Site Reliability Engineer (SRE)
Role details
Job location
Tech stack
Job description
- Mentor and evangelize on observability best practices, SLIs/SLOs, and reliability culture across engineering teams.
- Contributing to and maintaining Tulip's triage & remediation processes for both Humans and AI
- Help architect our systems for growth and scale.
- Implement internal tools to automate common developer tasks.
- Perform incident response and debug production issues across the entire stack.
- Design, build, and maintain the core infrastructure used by all of Tulip's engineering teams.
- Work to automate detection and resolution of recurring issues.
Requirements
- You have experience building and maintaining stable infrastructure at scale.
- You can reason about systems - their edge cases, failure modes, and life cycles.
- You're excited about setting the technical agenda and coming up with novel, broad ideas.
- You regularly keep up with the newest AI advancements in the realm of Observability & Monitoring, and experiment with emergent ways of work.
- You can debug complex issues across the entire stack.
- You're opinionated about the tools and frameworks that work best.
- You enjoy building for other engineers equally, if not more, than building for a customer.

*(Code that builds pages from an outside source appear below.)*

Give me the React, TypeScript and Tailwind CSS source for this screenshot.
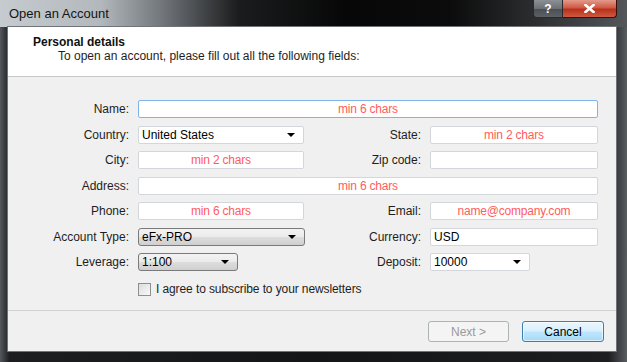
import React, { FC } from "react";

const Arrow: FC = () => (
  <svg width="8" height="4" viewBox="0 0 8 4" className="shrink-0">
    <path d="M0 0H8L4 4Z" fill="#000" />
  </svg>
);

const TextBox: FC<{ w: string; value?: string; hint?: string; focused?: boolean }> = ({
  w,
  value,
  hint,
  focused,
}) => (
  <div
    className={`${w} h-[18px] bg-white rounded-[2px] border flex items-center text-[12px] leading-[16px] ${
      focused ? "border-[#7eb4ea]" : "border-[#d3d6db]"
    } ${hint ? "justify-center text-[#ff5c5c] tracking-[-0.2px]" : "pl-[3px] text-[#000]"}`}
  >
    {hint ?? value}
  </div>
);

const Combo: FC<{ w: string; value: string; gray?: boolean }> = ({ w, value, gray }) => (
  <div
    className={`${w} h-[18px] flex items-center justify-between pl-[3px] pr-[8px] text-[12px] leading-[16px] text-black ${
      gray
        ? "rounded-[3px] border border-[#7a7a7a] bg-[linear-gradient(#f3f3f3_0%,#ebebeb_48%,#dddddd_52%,#cfcfcf_100%)]"
        : "rounded-[2px] border border-[#d3d6db] bg-white"
    }`}
  >
    <span>{value}</span>
    <Arrow />
  </div>
);

const Label: FC<{ text: string; w: string }> = ({ text, w }) => (
  <span className={`${w} shrink-0 text-right text-[12px] leading-[18px] text-[#1e1e1e] pr-[9px]`}>
    {text}
  </span>
);

const App: FC = () => {
  return (
    <div className="w-[627px] h-[362px] flex flex-col bg-[linear-gradient(90deg,#55595d_0%,#1c1e20_1.5%,#141516_50%,#1c1e20_97%,#5a5d60_100%)] font-['Liberation_Sans',Arial,sans-serif] overflow-hidden">
      {/* title bar */}
      <div className="h-[27px] shrink-0 flex items-start justify-between bg-[linear-gradient(90deg,#c6cbd0_0%,#b3b8bd_16%,#70757a_26%,#1b1c1d_38%,#070707_55%,#0c0c0c_72%,#2d2f31_86%,#54575a_100%)]">
        <span className="self-center pl-[9px] text-[13px] text-[#141414] leading-[16px]">
          Open an Account
        </span>
        <div className="flex mr-[10px]">
          <div className="w-[30px] h-[18px] rounded-bl-[4px] border border-t-0 border-[#2a2a2a] bg-[linear-gradient(#8b9095_0%,#6d7176_50%,#4b4f53_52%,#5c6165_100%)] flex items-center justify-center text-white text-[12px] font-bold">
            ?
          </div>
          <div className="w-[54px] h-[18px] rounded-br-[4px] border border-t-0 border-l-0 border-[#3a0e0a] bg-[linear-gradient(#e39a8a_0%,#cf5a45_45%,#b8311c_55%,#cf5a40_100%)] flex items-center justify-center">
            <svg width="11" height="9" viewBox="0 0 11 9">
              <path d="M1.5 1L9.5 8M9.5 1L1.5 8" stroke="#fff" strokeWidth="2.6" strokeLinecap="square" />
            </svg>
          </div>
        </div>
      </div>

      {/* client area */}
      <div className="ml-[8px] mr-[11px] mb-[11px] flex-1 flex flex-col bg-[#f0f0f0] outline outline-1 outline-[#6f7478]">
        <div className="h-[50px] shrink-0 bg-white border-b border-[#c8c8c8] pt-[8px]">
          <div className="pl-[25px] text-[12px] leading-[14px] font-bold text-[#111]">
            Personal details
          </div>
          <div className="pl-[50px] text-[12px] leading-[14px] text-[#1e1e1e]">
            To open an account, please fill out all the following fields:
          </div>
        </div>

        <div className="pt-[23px] flex flex-col gap-y-[7.5px]">
          <div className="flex items-center">
            <Label text="Name:" w="w-[130px]" />
            <TextBox w="w-[460px]" hint="min 6 chars" focused />
          </div>
          <div className="flex items-center">
            <Label text="Country:" w="w-[130px]" />
            <Combo w="w-[166px]" value="United States" />
            <Label text="State:" w="w-[126px]" />
            <TextBox w="w-[168px]" hint="min 2 chars" />
          </div>
          <div className="flex items-center">
            <Label text="City:" w="w-[130px]" />
            <TextBox w="w-[166px]" hint="min 2 chars" />
            <Label text="Zip code:" w="w-[126px]" />
            <TextBox w="w-[168px]" />
          </div>
          <div className="flex items-center">
            <Label text="Address:" w="w-[130px]" />
            <TextBox w="w-[460px]" hint="min 6 chars" />
          </div>
          <div className="flex items-center">
            <Label text="Phone:" w="w-[130px]" />
            <TextBox w="w-[166px]" hint="min 6 chars" />
            <Label text="Email:" w="w-[126px]" />
            <TextBox w="w-[168px]" hint="name@company.com" />
          </div>
          <div className="flex items-center">
            <Label text="Account Type:" w="w-[130px]" />
            <Combo w="w-[167px]" value="eFx-PRO" gray />
            <Label text="Currency:" w="w-[125px]" />
            <TextBox w="w-[168px]" value="USD" />
          </div>
          <div className="flex items-center">
            <Label text="Leverage:" w="w-[130px]" />
            <Combo w="w-[100px]" value="1:100" gray />
            <Label text="Deposit:" w="w-[192px]" />
            <Combo w="w-[100px]" value="10000" />
          </div>
        </div>

        <div className="mt-[11px] ml-[130px] flex items-center gap-[5px]">
          <div className="w-[13px] h-[13px] border border-[#8e8f8f] bg-[linear-gradient(135deg,#dcdcdc,#f9f9f9)]" />
          <span className="text-[12px] leading-[14px] text-[#1e1e1e] tracking-[-0.1px]">
            I agree to subscribe to your newsletters
          </span>
        </div>

        <div className="mt-[14px] border-t border-[#d2d2d2]" />

        <div className="mt-[10px] flex justify-end gap-[13px] pr-[12px]">
          <div className="w-[81px] h-[21px] rounded-[3px] border border-[#adb2b5] bg-[#f4f4f4] flex items-center justify-center text-[12px] text-[#9a9a9a]">
            Next &gt;
          </div>
          <div className="w-[82px] h-[21px] rounded-[3px] border border-[#3c7fb1] bg-[linear-gradient(#eaf6fd_0%,#d9f0fc_48%,#bee6fd_52%,#a7d9f5_100%)] shadow-[inset_0_0_0_1px_rgba(255,255,255,0.6)] flex items-center justify-center text-[12px] text-black">
            Cancel
          </div>
        </div>
      </div>
    </div>
  );
};

export default App;
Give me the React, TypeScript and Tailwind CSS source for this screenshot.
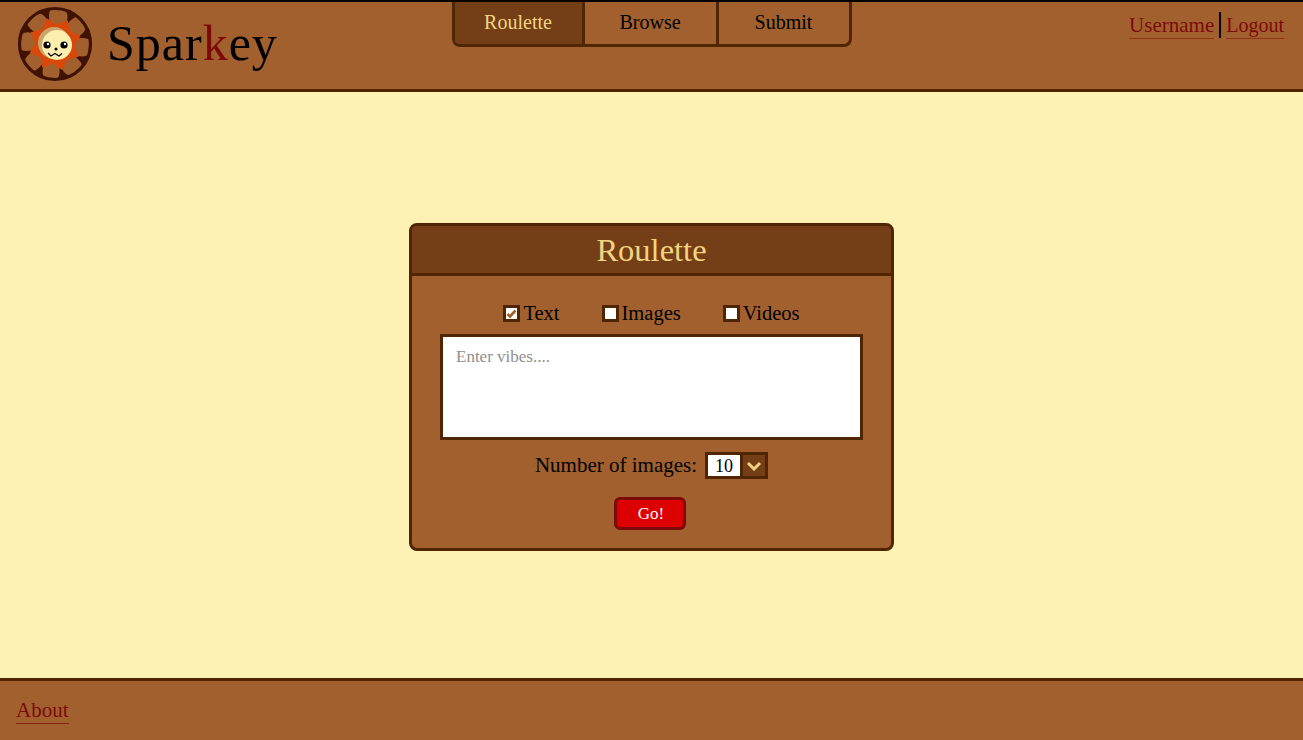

- You know what a good SLA looks like, and can teach others how to spot one.
What skills do I need?
- You have 5+ years of experience working with open source Observability tools (e.g. LGTM stack)
- You have hands-on experience instrumenting distributed systems using OpenTelemetry and managing metrics pipelines with Prometheus at scale.
- You have hands on experience developing and distributing Claude Skills, Gemini Gems, or any other generic AI processes and are able to iterate on their efficacy
- You have experience working with time-series data, ideally using promQL
- You can pick up new languages/frameworks with ease. We currently run Go and Typescript services on Kubernetes.
- You can communicate as well as you can code. You understand the value of discussion and work best in a team that champions clear and frequent communication.
Benefits & conditions
We're building a strong, diverse team that values hard work, families, and personal well-being. Benefits of working with us include:
- Direct impact on product and culture
- Company equity
- Competitive benefits package including Health, Dental, Vision, Short-term Disability, Long-term Disability, Life Insurance, AD&D Insurance, Flexible Spending Account (FSA), Commuter Benefits, Parental Leave, and 401(K)
- Flexible work schedule and unlimited vacation policy
- Virtual company events and happy hours
- Fitness subsidies
We are an equal opportunity employer. At Tulip, we celebrate all. Qualified applicants will receive consideration for employment without regard to race, religion, color, national origin, gender, sexual orientation, age, marital status, veteran status, or disability status. Help us build an inclusive community that will transform frontline operations.
The compensation information displayed on each job posting reflects the range for new hire pay rates for the position across all US locations. Within the range posted, actual compensation will be determined depending on multiple factors including job-related knowledge & skills, experience, business needs, geographical location, market compensation data, and internal equity. Expected compensation ranges for this role may change over time. The salary range for this position is $150,000 - $190,000 per year.
It is unlawful in Massachusetts to require or administer a lie detector test as a condition of employment or continued employment. An employer who violates this law shall be subject to criminal penalties and civil liability.
Please note that we may use AI-based tools to support parts of our hiring process. All data processing is carried out in compliance with local data protection laws, ensuring all personal candidate information is handled securely and ethically.